The Order #1: I’m not the first to make this observation, but the debut issue of this new Initiative-branded series from Marvel seems remarkably similar to that famed first issue of Peter Milligan’s & Mike Allred’s X-Force revamp, from the cockeyed look at unheroic superhero media savvy right down to much of the field team being taken out of action right off the top. I wonder if there’s some deliberate homage at work?

If so, I liked how the particulars were tweaked a bit – there’s much more emphasis on the gulf between media people’s private and public lives, how fragile folks are made to seem hard and spotless in front of a world that needs gods of a sort (the ‘gods’ motif in the characters’ names was a good touch). Writer Matt Fraction is generally good with larger-than-life characters interacting in a warm, funny manner (see also: Punisher War Journal #4, the supervillain funeral one, best of the run by far), so the small moments play to his strengths, and he’s got a knack for fitting bits of Civil War fallout in with the work’s larger themes, like Tony Stark’s desire to keep the new team cleaner than he ever was.

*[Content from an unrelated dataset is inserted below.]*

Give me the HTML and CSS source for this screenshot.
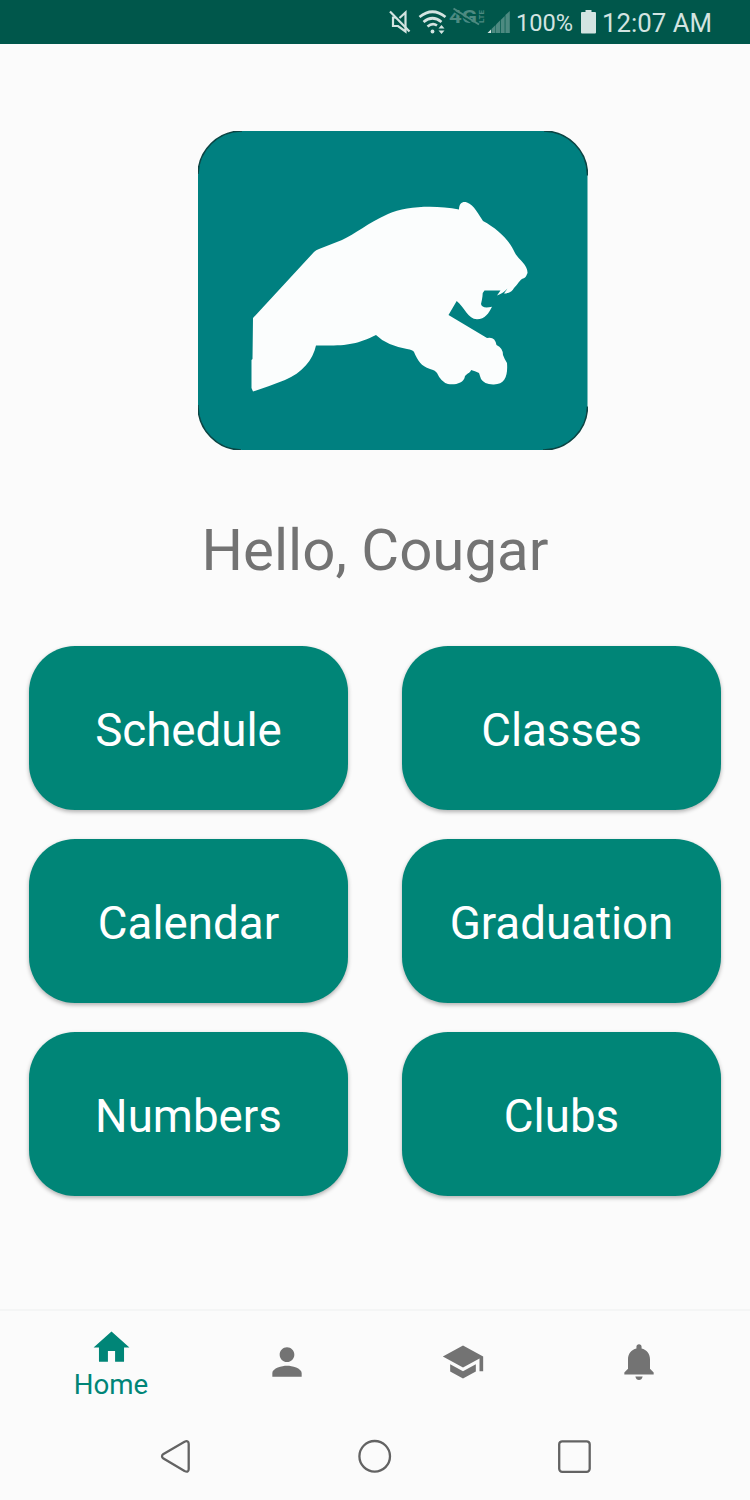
FILE: index.html
```html
<!DOCTYPE html>
<html lang="en">
<head>
  <meta charset="UTF-8" />
  <meta name="viewport" content="width=device-width, initial-scale=1.0" />
  <title>Cougar Home</title>
  <link rel="stylesheet" href="styles.css">
</head>
<body>
  <div class="status-bar">
    <svg class="status-icons" width="122" height="43" viewBox="389 0 122 43">
      <!-- muted -->
      <g fill="none" stroke="#d3e4e1" stroke-width="2.200">
        <path d="M396 17.500H393V26H398L405.500 31.500V12.500L399.500 18" />
        <path d="M390 11.500L409.500 31.500" />
      </g>
      <!-- wifi -->
      <g fill="none" stroke="#d3e4e1" stroke-width="2.700">
        <path d="M419.500 17Q432.500 6.500 445.500 17" />
        <path d="M423.500 22Q432.500 14.500 441.500 22" />
        <path d="M427.500 26.500Q432.500 22.500 437 25.500" />
      </g>
      <circle cx="432.500" cy="31.500" r="1.900" fill="#d3e4e1" />
      <path d="M438.500 28.500L441.500 25L444.500 28.500ZM438.500 30.500L441.500 34L444.500 30.500Z" fill="#d3e4e1" />
      <!-- no mobile data -->
      <text class="net" x="449" y="23" textLength="28" lengthAdjust="spacingAndGlyphs">4G</text>
      <text class="lte" transform="translate(483.500 23) rotate(-90)" textLength="13" lengthAdjust="spacingAndGlyphs">LTE</text>
      <path d="M453 10.500L477 26" stroke="#00574b" stroke-width="1.500" />
      <path d="M453.500 8.500L479 24.500" stroke="#4d8a81" stroke-width="2" />
      <!-- signal -->
      <path d="M487.500 33L491 29.500V33Z" fill="#d3e4e1" />
      <g fill="#4d8a81">
        <path d="M491.500 29L495.500 25V33H491.500Z" />
        <path d="M496 24.500L500 20.500V33H496Z" />
        <path d="M500.700 20L504.700 16V33H500.700Z" />
        <path d="M505.400 15L509.800 11V33H505.400Z" />
      </g>
    </svg>
    <span class="percent">100%</span>
    <svg class="battery" width="15" height="24" viewBox="0 0 15 24">
      <path d="M4.500 0H10.500V2H14Q15 2 15 3V22.500Q15 23.500 14 23.500H1Q0 23.500 0 22.500V3Q0 2 1 2H4.500Z" fill="#d3e4e1" />
    </svg>
    <span class="time">12:07 AM</span>
  </div>

  <main class="content">
    <svg class="logo" width="390" height="319" viewBox="0 0 390 319">
      <rect width="389.500" height="319" rx="44" fill="#008080" />
      <path fill="#fbfdfd" d="M55 187L116 121Q118 119 121 118L144 109C157 103 170 92 190 83C208 75 237 74 261 78.500C261 72 265 70 269 71.500C276 74 281 84 285 90C300 98 312 110 317 122C320 128 330 134 329.500 142C328 146 327 147 324 148C321 150 320 153 316 157C314 161 309 163 306 162.500L309.500 157.500Q305 162.500 299 164.500L302.500 159.500H286.500Q284.500 161 284.500 165Q284 169 283 173Q284 178 294 175.700C291 182 287 188 279 188.300C270 188 267 177 258.700 170L250.500 184L289 207Q297 205 298.500 214Q305 217 305 224Q306 227 309 232C310 245 307 254 295 253.500Q286 253 283 248L281 242Q277 240 273 239C273 241 270 242 267 245C266 253 256 254 250 253Q243 251 239 242Q237 239 232 238C223 235 220 230 216 221Q215 219 209 218Q188 214 178 204C158 214 147 215 118 214.500C115 229 104 242 87 249Q72 255 55 260.500L53.500 257V229L54.500 228Z" />
    </svg>

    <h1>Hello, Cougar</h1>

    <div class="menu">
      <button>Schedule</button>
      <button>Classes</button>
      <button>Calendar</button>
      <button>Graduation</button>
      <button>Numbers</button>
      <button>Clubs</button>
    </div>
  </main>

  <nav class="tabs">
    <a class="tab active">
      <svg viewBox="0 0 24 24"><path d="M10 20v-6h4v6h5v-8h3L12 3 2 12h3v8z" /></svg>
      <span>Home</span>
    </a>
    <a class="tab">
      <svg viewBox="0 0 24 24"><path d="M12 12c2.210 0 4-1.790 4-4s-1.790-4-4-4-4 1.790-4 4 1.790 4 4 4zm0 2c-2.670 0-8 1.340-8 4v2h16v-2c0-2.660-5.330-4-8-4z" /></svg>
    </a>
    <a class="tab">
      <svg viewBox="0 0 24 24"><path d="M5 13.180v4L12 21l7-3.820v-4L12 17l-7-3.820zM12 3L1 9l11 6 9-4.910V17h2V9L12 3z" /></svg>
    </a>
    <a class="tab">
      <svg viewBox="0 0 24 24"><path d="M10 19.900h4c-.3 1.300-1 1.900-2 1.900s-1.700-.6-2-1.900zM18 15.700V10.500c0-3-1.800-5.200-4.600-5.900V3.700c0-.83-.6-1.400-1.400-1.400s-1.400.57-1.400 1.400v.9C7.800 5.300 6 7.500 6 10.500v5.200l-2 2v1.100h16v-1.100l-2-2z" /></svg>
    </a>
  </nav>

  <div class="system-nav">
    <svg viewBox="0 0 36 36"><path d="M5.500 15.900L26.500 3.700Q30.700 2 30.700 6V31Q30.700 35 26.500 33L5.500 20.600Q2.500 18.200 5.500 15.900Z" /></svg>
    <svg viewBox="0 0 36 36"><circle cx="17.700" cy="18.300" r="15.300" /></svg>
    <svg viewBox="0 0 36 36"><rect x="2.200" y="3.300" width="30.500" height="30.500" rx="3" /></svg>
  </div>
</body>
</html>
```

FILE: styles.css
```css
* {
  box-sizing: border-box;
}

body {
  font-family: Roboto, sans-serif;
  background-color: #fbfbfb;
  margin: 0;
  height: 1500px;
  display: flex;
  flex-direction: column;
}

.status-bar {
  height: 43.500px;
  background-color: #00574b;
  color: #d3e4e1;
  display: flex;
  align-items: center;
  padding-left: 389px;
  white-space: nowrap;
}

.percent {
  font-size: 23.600px;
  width: 58px;
  margin-left: 5px;
  padding-top: 2px;
}

.battery {
  margin-left: 7px;
}

.time {
  font-size: 25.800px;
  margin-left: 6px;
  padding-top: 3px;
}

.net,
.lte {
  fill: #4d8a81;
  font-weight: 700;
}

.net {
  font-size: 18px;
}

.lte {
  font-size: 8px;
}

.content {
  flex: 1;
  display: flex;
  flex-direction: column;
  padding: 87.500px 29px 0;
}

.logo {
  margin-left: 169px;
}

/* dark line on the rounded corners only */
.logo rect {
  stroke: #0b4443;
  stroke-width: 1.500;
  stroke-dasharray: 0 302 69 231 69 302 69 231 69 0;
}

h1 {
  margin: 64px 0 0;
  height: 132px;
  line-height: 72px;
  text-align: center;
  font-size: 58.200px;
  font-weight: 400;
  color: #737373;
}

.menu {
  display: grid;
  grid-template-columns: 319px 319px;
  grid-auto-rows: 164px;
  gap: 29px 54px;
}

button {
  border: none;
  border-radius: 46px;
  padding: 4px 0 0;
  background-color: #008577;
  color: white;
  font-family: inherit;
  font-size: 45.700px;
  box-shadow: 0 2px 4px rgba(0, 0, 0, 0.3);
}

.tabs {
  height: 102px;
  border-top: 2px solid #f4f5f5;
  display: flex;
  padding: 0 23px;
}

.tab {
  flex: 1;
  display: flex;
  flex-direction: column;
  align-items: center;
  padding-top: 28.500px;
  color: #737373;
}

.tab svg {
  width: 44px;
  height: 44px;
  fill: currentColor;
}

.tab.active {
  color: #008577;
  padding-top: 14.500px;
}

.tab.active svg {
  width: 43px;
  height: 43px;
}

.tab span {
  font-size: 27.700px;
  line-height: 31px;
}

.system-nav {
  height: 89px;
  display: flex;
  justify-content: center;
  gap: 163.500px;
  padding-top: 27px;
}

.system-nav svg {
  width: 36px;
  height: 36px;
  fill: none;
  stroke: #636363;
  stroke-width: 2.300;
}
```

The big action bits suffer from the issue’s pace, though, as characters keep getting introduced at a clip that renders too many of them nondescript when Fraction has them barking action dialogue – I get the feeling Milligan kept the introduction of the new new team for his second issue for good reason. Still, even these large fighting segments leech enough character vigor that interest is not quite lost, and Barry Kitson’s/Mark Morales’ line art manages a few touches of facial flair in wtth the workmanlike storytelling. GOOD, and I hope it gets better.